- Artist: Arnold Friberg
- Year: 1968
- Medium: Oil on canvas
- Subject: First American football game
- Dimensions: 95 cm × 150 cm (37.5 in × 60 in)
- Designation: Chevrolet division (General Motors)
- Owner: Private collection (unknown)

= The First Game =

1968 painting by Arnold Friberg

The First Game is a painting by Arnold Friberg, and was commissioned in 1968 by the Chevrolet division of General Motors as one of four paintings to commemorate the then-upcoming centennial celebration of college football in the United States.

It depicts the famous first game of American intercollegiate football, played by Rutgers College (now Rutgers University) and the visiting College of New Jersey (by then more commonly known as Princeton College) on November 6, 1869, at College Field in New Brunswick, New Jersey. The game was played in front of 100 spectators, depicted in the picture in the background.

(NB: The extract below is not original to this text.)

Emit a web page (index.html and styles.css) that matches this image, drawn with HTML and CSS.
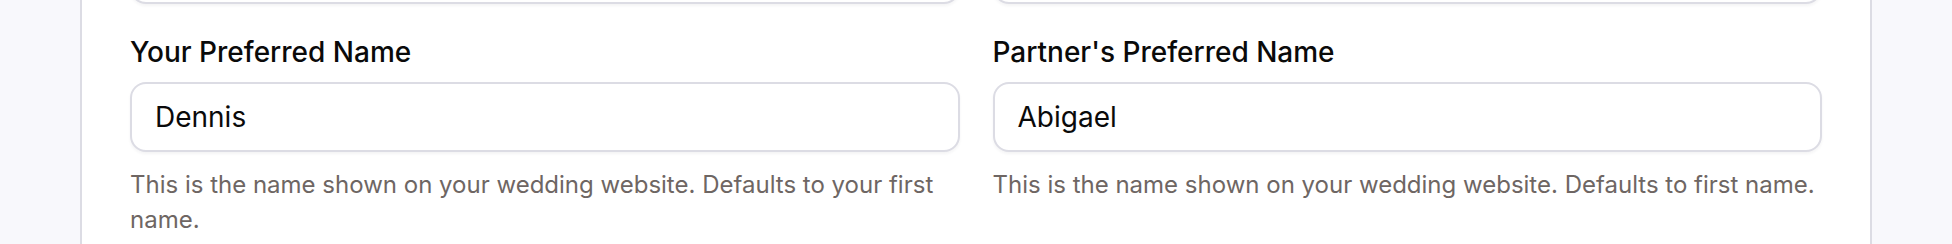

Friberg had some previous experience in advertising art, having taught the discipline at Utah University in the 1950s. He had also made a series of paintings to promote Cecil B. DeMille's film The Ten Commandments.

== The picture ==
In The First Game, Friberg extolled the fight and physical strength of the game. His painting shows how bruised players collide each other. Some of them even have blood stains in their uniforms. Rutgers players wear a headscarf that resembles a piracy-style. The ball is small and round, like an association football. The field is covered by dry leaves, as usual in November, when the game was played. Spectators are seen at background, some are sitting on a fence, and others run along the players.

Spectators depicted include a Rutgers professor who is reported to have waved his umbrella at the participants while yelling, "You will come to no Christian end!" Friberg included the man with the umbrella in the painting as a tribute.

== Aftermath ==
The other three paintings that completed the series were The Coach (dedicated to Knute Rockne), Hovell to Hudson (about a famous game won by the 1934 Alabama team), and O.J. Runs for Daylight, depicting a moment in the 1967 game between UCLA and USC.

The four paintings were exhibited during a tour that visited the main seats of NCAA, the organization that regulates college sports in the United States.